> [Instructions to follow]
Print the data that follows exactly.

> [Given material]
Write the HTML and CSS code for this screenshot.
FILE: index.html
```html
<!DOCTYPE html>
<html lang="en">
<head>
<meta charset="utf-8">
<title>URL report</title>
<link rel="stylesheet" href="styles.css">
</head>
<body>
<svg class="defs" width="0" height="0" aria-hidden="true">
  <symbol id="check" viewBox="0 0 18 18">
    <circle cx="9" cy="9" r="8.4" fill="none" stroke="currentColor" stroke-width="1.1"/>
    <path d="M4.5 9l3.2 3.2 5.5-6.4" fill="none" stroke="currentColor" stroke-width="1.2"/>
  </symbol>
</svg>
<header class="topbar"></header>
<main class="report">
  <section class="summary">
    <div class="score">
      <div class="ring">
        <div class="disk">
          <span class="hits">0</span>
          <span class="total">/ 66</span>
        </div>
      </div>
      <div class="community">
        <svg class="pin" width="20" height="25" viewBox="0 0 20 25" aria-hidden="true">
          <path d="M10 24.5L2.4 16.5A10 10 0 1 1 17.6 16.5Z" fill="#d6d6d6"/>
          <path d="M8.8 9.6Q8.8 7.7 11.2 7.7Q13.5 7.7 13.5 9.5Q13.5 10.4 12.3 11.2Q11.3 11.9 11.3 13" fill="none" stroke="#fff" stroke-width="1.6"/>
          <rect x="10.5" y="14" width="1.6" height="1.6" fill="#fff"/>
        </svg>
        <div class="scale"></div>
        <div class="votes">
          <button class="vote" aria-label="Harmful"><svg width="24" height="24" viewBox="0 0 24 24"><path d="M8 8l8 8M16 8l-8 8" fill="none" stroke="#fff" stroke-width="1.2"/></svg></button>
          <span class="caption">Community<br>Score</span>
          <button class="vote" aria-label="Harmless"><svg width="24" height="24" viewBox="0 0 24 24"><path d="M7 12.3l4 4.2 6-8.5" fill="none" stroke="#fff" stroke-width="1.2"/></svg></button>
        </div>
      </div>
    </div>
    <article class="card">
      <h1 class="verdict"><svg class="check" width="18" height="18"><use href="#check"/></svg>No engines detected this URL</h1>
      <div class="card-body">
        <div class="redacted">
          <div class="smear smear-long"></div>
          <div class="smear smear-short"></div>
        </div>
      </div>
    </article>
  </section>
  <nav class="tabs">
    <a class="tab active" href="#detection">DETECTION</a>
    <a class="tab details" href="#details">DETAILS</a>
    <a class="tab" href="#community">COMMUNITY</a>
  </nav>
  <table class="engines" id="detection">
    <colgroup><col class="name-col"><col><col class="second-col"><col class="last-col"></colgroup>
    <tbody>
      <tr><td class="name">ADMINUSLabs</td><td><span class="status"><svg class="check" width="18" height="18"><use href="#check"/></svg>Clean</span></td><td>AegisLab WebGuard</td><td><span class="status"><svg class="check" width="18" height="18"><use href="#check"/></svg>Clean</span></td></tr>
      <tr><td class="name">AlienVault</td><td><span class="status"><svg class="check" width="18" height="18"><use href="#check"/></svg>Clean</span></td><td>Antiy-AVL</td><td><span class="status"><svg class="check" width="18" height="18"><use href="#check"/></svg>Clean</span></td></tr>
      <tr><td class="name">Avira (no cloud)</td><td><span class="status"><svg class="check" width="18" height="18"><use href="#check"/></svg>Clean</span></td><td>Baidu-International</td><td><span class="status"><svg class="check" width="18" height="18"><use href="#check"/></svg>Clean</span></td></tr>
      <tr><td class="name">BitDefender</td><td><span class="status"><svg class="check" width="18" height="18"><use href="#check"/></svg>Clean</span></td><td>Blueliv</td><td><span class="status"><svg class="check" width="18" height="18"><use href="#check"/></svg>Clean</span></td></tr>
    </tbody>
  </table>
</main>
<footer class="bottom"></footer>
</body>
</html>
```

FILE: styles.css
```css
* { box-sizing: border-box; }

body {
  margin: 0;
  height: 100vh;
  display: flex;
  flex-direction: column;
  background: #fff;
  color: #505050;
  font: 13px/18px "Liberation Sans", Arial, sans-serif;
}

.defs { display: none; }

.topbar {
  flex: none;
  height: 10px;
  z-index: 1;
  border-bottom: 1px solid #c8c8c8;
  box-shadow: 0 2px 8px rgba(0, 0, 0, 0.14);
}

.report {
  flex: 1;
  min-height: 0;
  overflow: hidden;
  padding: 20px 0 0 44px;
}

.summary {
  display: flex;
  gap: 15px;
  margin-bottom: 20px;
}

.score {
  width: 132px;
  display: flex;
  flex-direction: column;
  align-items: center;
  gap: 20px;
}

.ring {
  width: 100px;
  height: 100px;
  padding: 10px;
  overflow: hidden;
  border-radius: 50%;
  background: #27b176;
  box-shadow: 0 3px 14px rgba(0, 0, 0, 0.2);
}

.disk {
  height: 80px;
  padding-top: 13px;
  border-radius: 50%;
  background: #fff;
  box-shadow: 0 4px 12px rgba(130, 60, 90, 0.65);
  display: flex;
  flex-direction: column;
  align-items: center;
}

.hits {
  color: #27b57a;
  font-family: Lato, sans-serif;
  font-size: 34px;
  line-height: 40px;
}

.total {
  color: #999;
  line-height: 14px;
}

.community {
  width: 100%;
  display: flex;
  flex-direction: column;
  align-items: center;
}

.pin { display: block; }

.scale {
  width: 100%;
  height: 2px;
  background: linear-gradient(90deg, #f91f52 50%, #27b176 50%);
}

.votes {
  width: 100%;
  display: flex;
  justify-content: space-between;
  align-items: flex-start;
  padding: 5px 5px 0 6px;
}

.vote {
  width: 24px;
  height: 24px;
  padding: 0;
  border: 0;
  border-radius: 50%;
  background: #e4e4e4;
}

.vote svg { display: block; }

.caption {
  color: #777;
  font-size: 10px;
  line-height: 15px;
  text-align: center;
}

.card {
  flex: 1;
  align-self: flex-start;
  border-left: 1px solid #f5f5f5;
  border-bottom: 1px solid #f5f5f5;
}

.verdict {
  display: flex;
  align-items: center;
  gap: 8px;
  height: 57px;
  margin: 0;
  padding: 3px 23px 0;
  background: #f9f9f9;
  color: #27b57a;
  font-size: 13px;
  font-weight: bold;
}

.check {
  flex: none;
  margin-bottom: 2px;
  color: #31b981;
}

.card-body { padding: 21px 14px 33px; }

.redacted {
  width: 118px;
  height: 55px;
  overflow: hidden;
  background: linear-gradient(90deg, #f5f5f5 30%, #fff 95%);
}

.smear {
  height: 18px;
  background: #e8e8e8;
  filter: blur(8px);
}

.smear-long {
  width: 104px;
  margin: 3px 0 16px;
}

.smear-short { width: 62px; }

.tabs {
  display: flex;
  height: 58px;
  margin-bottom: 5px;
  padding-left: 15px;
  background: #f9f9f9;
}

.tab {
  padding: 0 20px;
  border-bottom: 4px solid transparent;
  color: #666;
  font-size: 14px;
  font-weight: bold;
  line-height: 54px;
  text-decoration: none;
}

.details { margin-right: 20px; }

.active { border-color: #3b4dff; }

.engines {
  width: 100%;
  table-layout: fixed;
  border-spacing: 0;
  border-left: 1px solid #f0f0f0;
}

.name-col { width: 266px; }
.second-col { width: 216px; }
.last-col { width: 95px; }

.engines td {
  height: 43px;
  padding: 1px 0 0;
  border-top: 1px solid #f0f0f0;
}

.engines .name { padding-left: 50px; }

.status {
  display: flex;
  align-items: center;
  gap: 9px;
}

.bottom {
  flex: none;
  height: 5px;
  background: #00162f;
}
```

> [Problem solution]
Write the HTML and CSS code for this screenshot.
FILE: index.html
```html
<!DOCTYPE html>
<html lang="en">
<head>
<meta charset="utf-8">
<title>URL report</title>
<link rel="stylesheet" href="styles.css">
</head>
<body>
<svg class="defs" width="0" height="0" aria-hidden="true">
  <symbol id="check" viewBox="0 0 18 18">
    <circle cx="9" cy="9" r="8.4" fill="none" stroke="currentColor" stroke-width="1.1"/>
    <path d="M4.5 9l3.2 3.2 5.5-6.4" fill="none" stroke="currentColor" stroke-width="1.2"/>
  </symbol>
</svg>
<header class="topbar"></header>
<main class="report">
  <section class="summary">
    <div class="score">
      <div class="ring">
        <div class="disk">
          <span class="hits">0</span>
          <span class="total">/ 66</span>
        </div>
      </div>
      <div class="community">
        <svg class="pin" width="20" height="25" viewBox="0 0 20 25" aria-hidden="true">
          <path d="M10 24.5L2.4 16.5A10 10 0 1 1 17.6 16.5Z" fill="#d6d6d6"/>
          <path d="M8.8 9.6Q8.8 7.7 11.2 7.7Q13.5 7.7 13.5 9.5Q13.5 10.4 12.3 11.2Q11.3 11.9 11.3 13" fill="none" stroke="#fff" stroke-width="1.6"/>
          <rect x="10.5" y="14" width="1.6" height="1.6" fill="#fff"/>
        </svg>
        <div class="scale"></div>
        <div class="votes">
          <button class="vote" aria-label="Harmful"><svg width="24" height="24" viewBox="0 0 24 24"><path d="M8 8l8 8M16 8l-8 8" fill="none" stroke="#fff" stroke-width="1.2"/></svg></button>
          <span class="caption">Community<br>Score</span>
          <button class="vote" aria-label="Harmless"><svg width="24" height="24" viewBox="0 0 24 24"><path d="M7 12.3l4 4.2 6-8.5" fill="none" stroke="#fff" stroke-width="1.2"/></svg></button>
        </div>
      </div>
    </div>
    <article class="card">
      <h1 class="verdict"><svg class="check" width="18" height="18"><use href="#check"/></svg>No engines detected this URL</h1>
      <div class="card-body">
        <div class="redacted">
          <div class="smear smear-long"></div>
          <div class="smear smear-short"></div>
        </div>
      </div>
    </article>
  </section>
  <nav class="tabs">
    <a class="tab active" href="#detection">DETECTION</a>
    <a class="tab details" href="#details">DETAILS</a>
    <a class="tab" href="#community">COMMUNITY</a>
  </nav>
  <table class="engines" id="detection">
    <colgroup><col class="name-col"><col><col class="second-col"><col class="last-col"></colgroup>
    <tbody>
      <tr><td class="name">ADMINUSLabs</td><td><span class="status"><svg class="check" width="18" height="18"><use href="#check"/></svg>Clean</span></td><td>AegisLab WebGuard</td><td><span class="status"><svg class="check" width="18" height="18"><use href="#check"/></svg>Clean</span></td></tr>
      <tr><td class="name">AlienVault</td><td><span class="status"><svg class="check" width="18" height="18"><use href="#check"/></svg>Clean</span></td><td>Antiy-AVL</td><td><span class="status"><svg class="check" width="18" height="18"><use href="#check"/></svg>Clean</span></td></tr>
      <tr><td class="name">Avira (no cloud)</td><td><span class="status"><svg class="check" width="18" height="18"><use href="#check"/></svg>Clean</span></td><td>Baidu-International</td><td><span class="status"><svg class="check" width="18" height="18"><use href="#check"/></svg>Clean</span></td></tr>
      <tr><td class="name">BitDefender</td><td><span class="status"><svg class="check" width="18" height="18"><use href="#check"/></svg>Clean</span></td><td>Blueliv</td><td><span class="status"><svg class="check" width="18" height="18"><use href="#check"/></svg>Clean</span></td></tr>
    </tbody>
  </table>
</main>
<footer class="bottom"></footer>
</body>
</html>
```

FILE: styles.css
```css
* { box-sizing: border-box; }

body {
  margin: 0;
  height: 100vh;
  display: flex;
  flex-direction: column;
  background: #fff;
  color: #505050;
  font: 13px/18px "Liberation Sans", Arial, sans-serif;
}

.defs { display: none; }

.topbar {
  flex: none;
  height: 10px;
  z-index: 1;
  border-bottom: 1px solid #c8c8c8;
  box-shadow: 0 2px 8px rgba(0, 0, 0, 0.14);
}

.report {
  flex: 1;
  min-height: 0;
  overflow: hidden;
  padding: 20px 0 0 44px;
}

.summary {
  display: flex;
  gap: 15px;
  margin-bottom: 20px;
}

.score {
  width: 132px;
  display: flex;
  flex-direction: column;
  align-items: center;
  gap: 20px;
}

.ring {
  width: 100px;
  height: 100px;
  padding: 10px;
  overflow: hidden;
  border-radius: 50%;
  background: #27b176;
  box-shadow: 0 3px 14px rgba(0, 0, 0, 0.2);
}

.disk {
  height: 80px;
  padding-top: 13px;
  border-radius: 50%;
  background: #fff;
  box-shadow: 0 4px 12px rgba(130, 60, 90, 0.65);
  display: flex;
  flex-direction: column;
  align-items: center;
}

.hits {
  color: #27b57a;
  font-family: Lato, sans-serif;
  font-size: 34px;
  line-height: 40px;
}

.total {
  color: #999;
  line-height: 14px;
}

.community {
  width: 100%;
  display: flex;
  flex-direction: column;
  align-items: center;
}

.pin { display: block; }

.scale {
  width: 100%;
  height: 2px;
  background: linear-gradient(90deg, #f91f52 50%, #27b176 50%);
}

.votes {
  width: 100%;
  display: flex;
  justify-content: space-between;
  align-items: flex-start;
  padding: 5px 5px 0 6px;
}

.vote {
  width: 24px;
  height: 24px;
  padding: 0;
  border: 0;
  border-radius: 50%;
  background: #e4e4e4;
}

.vote svg { display: block; }

.caption {
  color: #777;
  font-size: 10px;
  line-height: 15px;
  text-align: center;
}

.card {
  flex: 1;
  align-self: flex-start;
  border-left: 1px solid #f5f5f5;
  border-bottom: 1px solid #f5f5f5;
}

.verdict {
  display: flex;
  align-items: center;
  gap: 8px;
  height: 57px;
  margin: 0;
  padding: 3px 23px 0;
  background: #f9f9f9;
  color: #27b57a;
  font-size: 13px;
  font-weight: bold;
}

.check {
  flex: none;
  margin-bottom: 2px;
  color: #31b981;
}

.card-body { padding: 21px 14px 33px; }

.redacted {
  width: 118px;
  height: 55px;
  overflow: hidden;
  background: linear-gradient(90deg, #f5f5f5 30%, #fff 95%);
}

.smear {
  height: 18px;
  background: #e8e8e8;
  filter: blur(8px);
}

.smear-long {
  width: 104px;
  margin: 3px 0 16px;
}

.smear-short { width: 62px; }

.tabs {
  display: flex;
  height: 58px;
  margin-bottom: 5px;
  padding-left: 15px;
  background: #f9f9f9;
}

.tab {
  padding: 0 20px;
  border-bottom: 4px solid transparent;
  color: #666;
  font-size: 14px;
  font-weight: bold;
  line-height: 54px;
  text-decoration: none;
}

.details { margin-right: 20px; }

.active { border-color: #3b4dff; }

.engines {
  width: 100%;
  table-layout: fixed;
  border-spacing: 0;
  border-left: 1px solid #f0f0f0;
}

.name-col { width: 266px; }
.second-col { width: 216px; }
.last-col { width: 95px; }

.engines td {
  height: 43px;
  padding: 1px 0 0;
  border-top: 1px solid #f0f0f0;
}

.engines .name { padding-left: 50px; }

.status {
  display: flex;
  align-items: center;
  gap: 9px;
}

.bottom {
  flex: none;
  height: 5px;
  background: #00162f;
}
```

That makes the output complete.